Fact is, the breach did happen, and while not a legal expert, it wouldn’t be a stretch of any imagination that such breaches would have contravened several laws the country has enacted, namely the Computer Crimes Act 1997 and the Personal Data Protection Act 2010, to combat such crimes.

But even as the government claims to want to be more transparent and accountable, typical answers and actions like the one made only serve to act as an Achilles’ heel to its efforts to do so.

Plainly put, to dismiss and wave-off the information breach are not only irresponsible, careless but also wrong and should not, and must not be tolerated.

And what of the vendor — Sands Consulting Sdn Bhd — the firm the Star Online said was appointed to carry out the project? What has it said in regard to this matter? What is its justification for allowing this vulnerability to be exploited in the first place?

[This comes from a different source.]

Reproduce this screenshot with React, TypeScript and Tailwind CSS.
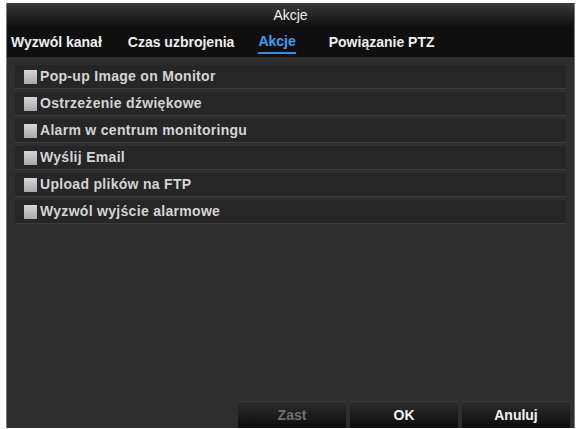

Unbeknownst to many, worse things could have happened, and will happen, if we do not demand higher accountability for our personal data protection.

One of which, as Dhillon noted, is that while 2,000 or so stolen accounts might not seem like a very large number, personal information leakages of any kind is a serious issue considering the data could be used for far more serious crimes.

This can’t be truer as renowned IT security multinationals such as Microsoft and Symantec, as well as local security agencies like Cybersecurity, have warned that the most insidious threats the cyber world faces today are the ones that use stolen information to perpetrate other cybercrimes.

The breach of information security in the 1MPB website serves to remind us that this is certainly no trivial matter and until and unless the government personnel responsible for setting up such websites and those they appoint to implement them are held accountable, our information, our very lives are at the mercy of those who are waiting to dupe and manipulate us.